We put him down at 25, his knees and hips arthritic, his status with the cavvy having caved to the bottom. He’s buried on the cedar-topped hill next to Gusto. Years after his death I learned he’d only been saddled six times when I bought him.

The next and the latest was Shiloh, the result of me trying to reproduce Gusto by taking a race-bred Quarter Horse mare to a Remount-bred stallion. Shiloh arrived sorrel with a flaxen mane and tail and one white spot on his left ribs. He grew to just under 15 hands with a solid frame, good muscle, and explosive power. A visiting East Coast horsewoman and television producer rode him once and announced, "This is a war horse."

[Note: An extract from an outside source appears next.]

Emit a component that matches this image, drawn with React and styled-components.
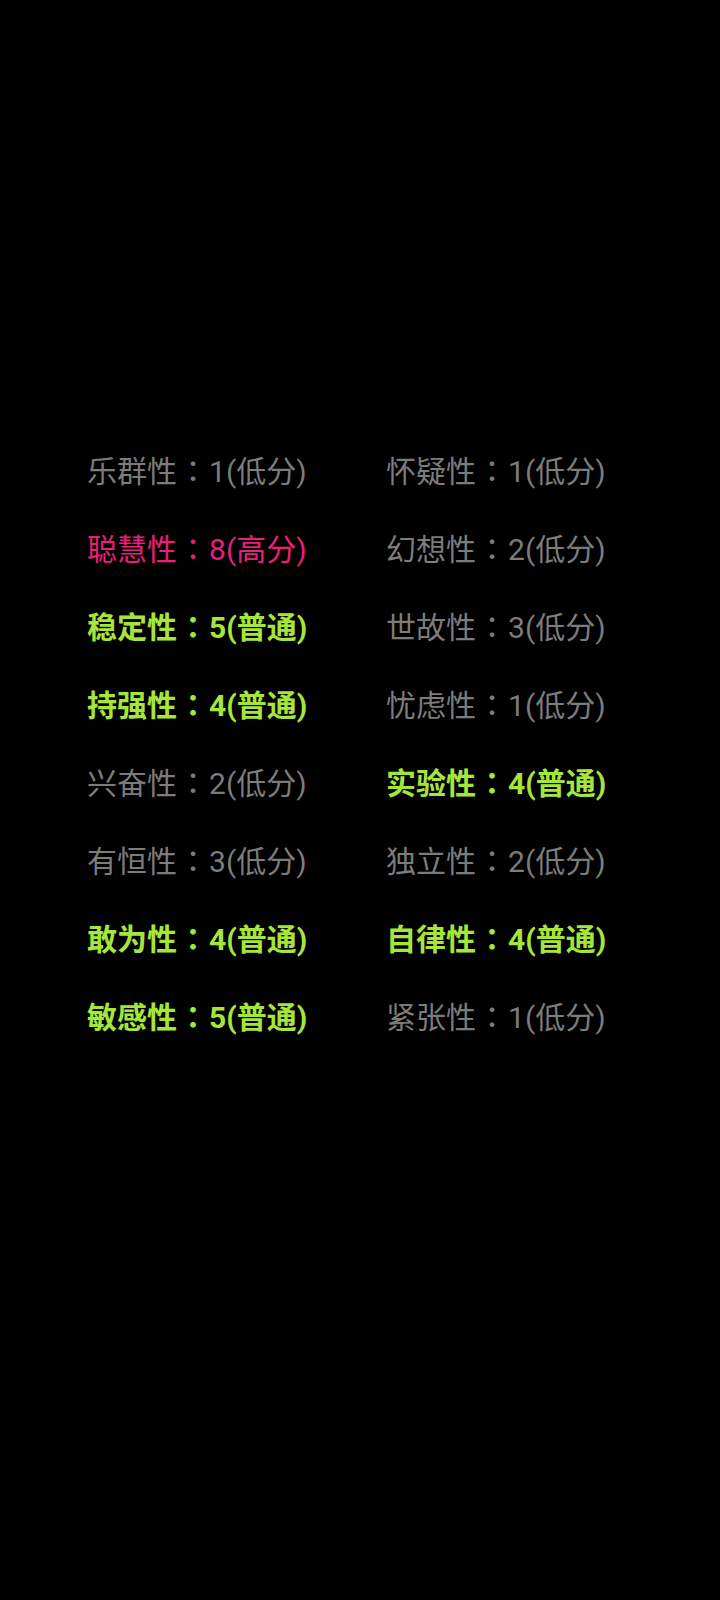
import React from "react";
import styled, { createGlobalStyle } from "styled-components";

const traits = [
  ["乐群性", 1, "low"],
  ["怀疑性", 1, "low"],
  ["聪慧性", 8, "high"],
  ["幻想性", 2, "low"],
  ["稳定性", 5, "mid"],
  ["世故性", 3, "low"],
  ["持强性", 4, "mid"],
  ["忧虑性", 1, "low"],
  ["兴奋性", 2, "low"],
  ["实验性", 4, "mid"],
  ["有恒性", 3, "low"],
  ["独立性", 2, "low"],
  ["敢为性", 4, "mid"],
  ["自律性", 4, "mid"],
  ["敏感性", 5, "mid"],
  ["紧张性", 1, "low"],
];

const labels = { low: "低分", mid: "普通", high: "高分" };

const colors = {
  low: "#7c7c7c",
  mid: "#a6e63a",
  high: "#ea1f7b",
};

const App = () => {
  return (
    <>
      <GlobalStyle />
      <Page>
        <Grid>
          {traits.map(([name, score, level]) => (
            <Item key={name} level={level}>
              {name}
              <Colon>：</Colon>
              {score}({labels[level]})
            </Item>
          ))}
        </Grid>
      </Page>
    </>
  );
};

export default App;

// ------------------ Styled Components ------------------

const GlobalStyle = createGlobalStyle`
  html, body {
    margin: 0;
    padding: 0;
    background: #000;
  }
`;

const Page = styled.div`
  width: 720px;
  height: 1600px;
  background: #000;
  padding-top: 430px;
  box-sizing: border-box;
  font-family: Roboto, "Noto Sans CJK SC", sans-serif;
`;

const Grid = styled.div`
  display: grid;
  grid-template-columns: 299px 1fr;
  padding-left: 87px;
`;

const Item = styled.div`
  height: 78px;
  line-height: 78px;
  font-size: 30px;
  white-space: nowrap;
  color: ${({ level }) => colors[level]};
  font-weight: ${({ level }) => (level === "mid" ? 700 : 400)};
`;

const Colon = styled.span`
  font-family: "Noto Sans CJK TC", sans-serif;
  margin: 0 1px;
`;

And he was. Even into his twenties there was not a short-course prairie race he didn’t know he could win, and just for fun, I let him do it on occasion. We retired him at 24 and the last photograph of him at work shows he and Debra dropping a string of yearlings off a gumbo divide.

For the next two years I forced Shiloh into nanny service. He once babysat a stud colt through a tough winter in rough country because I couldn’t get to get to them. He came out thin that Spring but showed no dimness of fire. He spent his last summer with a Three Bars mare from Texas and her King-bred colt. A week before my 60th birthday I spilled them some cake, got distracted, stood in the wrong place, placed my hand on the wrong spot and got soundly kicked in my right knee. It was my fault. Not his. He thought it was the filly colt chewing on his tail. My result: broken tibia, displaced and sprained knee, burst bursa, and torn meniscus tendon.

Two months later, when I could hobble around with some certainty, it came time to put him down. There was no revenge in this. Winter was coming. His knees and hips were arthritic. Dignity was leaving him. We dug a grave between the corrals and the creek so deep I led him into it. He’s buried there but sometimes I think I hear his heart beating through the earth.

How well I will always remember the cattle we roped, the miles we jogged, the times we walked to the tack room at dark, both of us tired, neither of us feeling regret. Some think a horse is only a tool, some ruin them as a pet, and others imagine them a friend. The good ones are partners.

Now, though I am only nearing 61, the wear and tear and the injuries and abuse, have aged me. My knees and hips creak stiffly and a freak neck injury has disrupted the wiring to my hands. At times the fingers are numb. At other times the thumbs and palms spark with pain. I feel like I am losing place in the cavvy. It hurts to recall being limber, quick, and almost reckless. because I detest being awkward, slow, and excessively cautious. But like my dad, Lynne, and Denny, I am determined to stay horseback to the end. Yet, in this I encounter my own selfishness. Is this best for me, for my grandchildren?

But how do you explain the love of horses and the greater love, I think, of being horseback? Can you measure it in a Will James sketch, an Orren Mixer painting, a photograph by Jay Dusard, William Albert Allard or Kurt Markus? Can you corral it in the poetry of Laurie Jameson when she writes:

"I do not dream of him or the way he once held me. I dream of him and his horses--their names sliding through fingers of consciousness like butter-soft reins on a worn-out summer day--Peanuts, Diamond, Blackie, Buck, Duchess, Claude, Tequila, Bill, Honda, Shavano, Honeybee, Ned... " And I would add Gusto, Shogun, Shiloh...

But I am not ready for this to end. There are miles to go, horseback, until I sleep. My heart yearns for one more good horse. One to outlive me. One to be saddled, riderless, at some point, some time, a long ways yet away. I hope.

John L. Moore is a writer and rancher in eastern Montana. The lines by Laurie Jameson are from the poem "His Horses" from "Across the High Divide" (Ghost Road Press). They are used with permission.